French infantry masses for a final assault on the village...

... while in the centre, British opposition is extinguished in a hail of canister from another French battery


Although reduced to half strength, the Guard Chasseurs á Cheval continued to rampage through the British lines until Wellington's force was reduced to a stream of broken troops fleeing the field.

As ever, thanks to all the participants for a hugely enjoyable game (well, I would say that, I won!)

Postscript

Without a doubt, the French veterans won the day. Sacrificing higher command ability (and thus effectively fighting with half an army) in favour of troop quality where it mattered proved - on this occasion - to be a winning strategy. It could easily have gone very wrong though, under different circumstances.

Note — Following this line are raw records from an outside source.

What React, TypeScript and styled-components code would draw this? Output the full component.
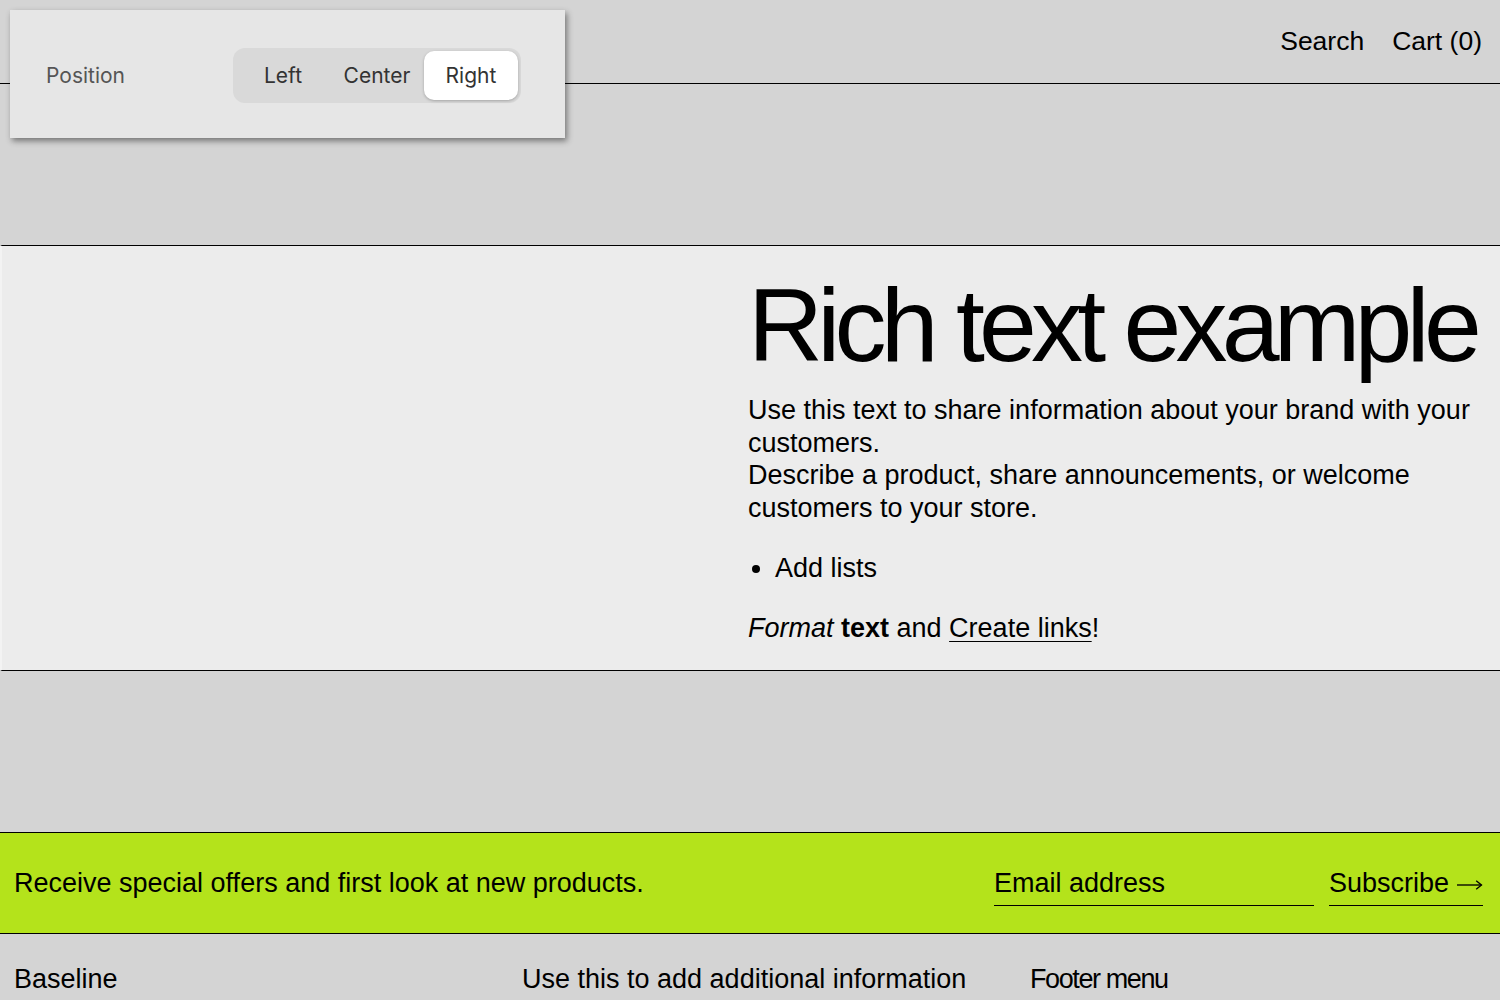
import styled, { createGlobalStyle } from 'styled-components'

const GlobalStyle = createGlobalStyle`
  * { box-sizing: border-box; }
  body {
    margin: 0;
    background: #d4d4d4;
    font-family: "Liberation Sans", Arial, sans-serif;
    color: #000;
  }
`

const ArrowIcon = () => (
  <svg width='27' height='12' viewBox='0 0 27 12' fill='none' stroke='#000' strokeWidth='1.4'>
    <path d='M0 6h25.5' />
    <path d='M20 1.5l5.5 4.5-5.5 4.5' />
  </svg>
)

const App = () => {
  return (
    <Page>
      <GlobalStyle />
      <Header>
        <NavLink>Search</NavLink>
        <NavLink>Cart (0)</NavLink>
      </Header>

      <Spacer />

      <RichSection>
        <div />
        <RichContent>
          <Heading>Rich text example</Heading>
          <Body>
            Use this text to share information about your brand with your customers.
            <br />
            Describe a product, share announcements, or welcome customers to your store.
          </Body>
          <List>
            <li>Add lists</li>
          </List>
          <Body>
            <em>Format</em> <strong>text</strong> and <Link>Create links</Link>!
          </Body>
        </RichContent>
      </RichSection>

      <Spacer />

      <Newsletter>
        <NewsText>Receive special offers and first look at new products.</NewsText>
        <Form>
          <EmailField placeholder='Email address' />
          <SubscribeButton>
            Subscribe <ArrowIcon />
          </SubscribeButton>
        </Form>
      </Newsletter>

      <Footer>
        <FooterText>Baseline</FooterText>
        <FooterText>Use this to add additional information</FooterText>
        <FooterHeading>Footer menu</FooterHeading>
      </Footer>

      {/* settings popover floating over the page */}
      <Popover>
        <PopoverLabel>Position</PopoverLabel>
        <Segmented>
          <Segment>Left</Segment>
          <Segment>Center</Segment>
          <Segment $active>Right</Segment>
        </Segmented>
      </Popover>
    </Page>
  )
}

const Page = styled.div`
  position: relative;
  min-height: 1000px;
  overflow: hidden;
`

const Header = styled.header`
  height: 84px;
  border-bottom: 1px solid #000;
  display: flex;
  justify-content: flex-end;
  align-items: flex-start;
  gap: 28px;
  padding: 25px 18px 0 0;
`

const NavLink = styled.a`
  font-size: 26.5px;
  line-height: 32px;
  cursor: pointer;
`

const Spacer = styled.div`
  height: 161px;
`

const RichSection = styled.section`
  display: grid;
  grid-template-columns: 746px 1fr;
  background: #ececec;
  border-top: 1px solid #000;
  border-bottom: 1px solid #000;
  border-left: 2px solid #f3f3f3;
  height: 426px;
`

const RichContent = styled.div`
  padding: 24px 20px 0 0;
`

const Heading = styled.h1`
  margin: 0 0 14px;
  font-size: 104px;
  line-height: 110px;
  font-weight: 400;
  letter-spacing: -5.8px;
`

const Body = styled.p`
  margin: 0;
  font-size: 27px;
  line-height: 32.5px;
`

const List = styled.ul`
  margin: 28px 0 28px;
  padding-left: 27px;
  font-size: 27px;
  line-height: 32px;
`

const Link = styled.a`
  text-decoration: underline;
  text-underline-offset: 4px;
  text-decoration-thickness: 1px;
`

const Newsletter = styled.section`
  height: 102px;
  background: #b4e31b;
  border-top: 1px solid #000;
  border-bottom: 1px solid #000;
  display: flex;
  align-items: center;
  justify-content: space-between;
  padding: 0 17px 0 14px;
`

const NewsText = styled.p`
  margin: 0;
  font-size: 27px;
`

const Form = styled.form`
  display: flex;
  gap: 15px;
  padding-top: 8px;
`

const EmailField = styled.input`
  width: 320px;
  background: transparent;
  border: none;
  border-bottom: 1px solid #000;
  padding: 0 0 6px;
  font-family: inherit;
  font-size: 27px;
  color: #000;
  outline: none;

  &::placeholder {
    color: #000;
  }
`

const SubscribeButton = styled.button`
  width: 154px;
  display: flex;
  align-items: center;
  gap: 8px;
  background: transparent;
  border: none;
  border-bottom: 1px solid #000;
  padding: 0 0 6px;
  font-family: inherit;
  font-size: 27px;
  line-height: 31px;
  color: #000;
  cursor: pointer;

  svg {
    margin-top: 2px;
  }
`

const Footer = styled.footer`
  display: grid;
  grid-template-columns: 508px 508px 1fr;
  padding: 30px 14px 0;
`

const FooterText = styled.p`
  margin: 0;
  font-size: 27px;
`

const FooterHeading = styled.h3`
  margin: 0;
  font-size: 27px;
  font-weight: 400;
  letter-spacing: -1.4px;
`

const Popover = styled.div`
  position: absolute;
  top: 10px;
  left: 10px;
  width: 555px;
  height: 128px;
  background: #e6e6e6;
  box-shadow: 2px 3px 6px rgba(0, 0, 0, 0.45);
  display: flex;
  align-items: center;
  justify-content: space-between;
  padding: 3px 44px 0 36px;
  font-family: Inter, Roboto, sans-serif;
`

const PopoverLabel = styled.span`
  font-size: 21px;
  color: #555;
`

const Segmented = styled.div`
  display: flex;
  align-items: center;
  background: #d9d9d9;
  border-radius: 12px;
  padding: 3px;
  height: 55px;
`

const Segment = styled.button<{ $active?: boolean }>`
  width: 94px;
  height: 49px;
  padding: 0;
  border: none;
  border-radius: 10px;
  font-family: inherit;
  font-size: 21px;
  color: #333;
  background: ${({ $active }) => ($active ? '#fff' : 'transparent')};
  box-shadow: ${({ $active }) => ($active ? '0 1px 3px rgba(0,0,0,0.25)' : 'none')};
  cursor: pointer;
`

export default App
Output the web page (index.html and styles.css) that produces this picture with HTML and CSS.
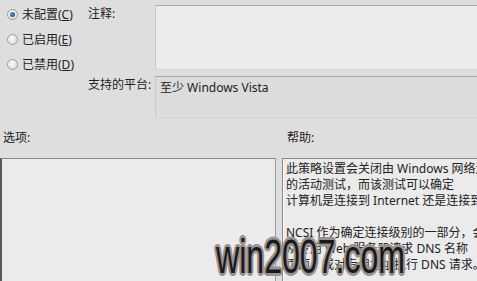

Specifically, we were able to take advantage of our good fortune in the British deployment, as their left flank (our intended focus for attack) was left without immediate cavalry support. We were surprised (especially given the amount of cavalry they had) that the British had not defended the road on their left, as it was an obvious route for a concealed attack. Our veterans were able to exploit this with the speed of their advance, from which the British never really recovered - those extra IPs really do matter in a situation like that.

Despite having at least a 2:1 advantage in cavalry, the British seemed unable to concentrate it effectively, responding with too little mounted force to the threat on their left and enabling the better-quality French to isolate and destroy units piecemeal. Also, although the British had the same amount of artillery as the French, it was all Horse and so significantly more mobile and flexible (only one French battery was Horse). However for some reason this flexibility was never apparent and its mobility was never demonstrated - French guns always seemed to be where they were needed, and caused much more damage than their British counterparts.

All in all, a very interesting, instructive and exciting game.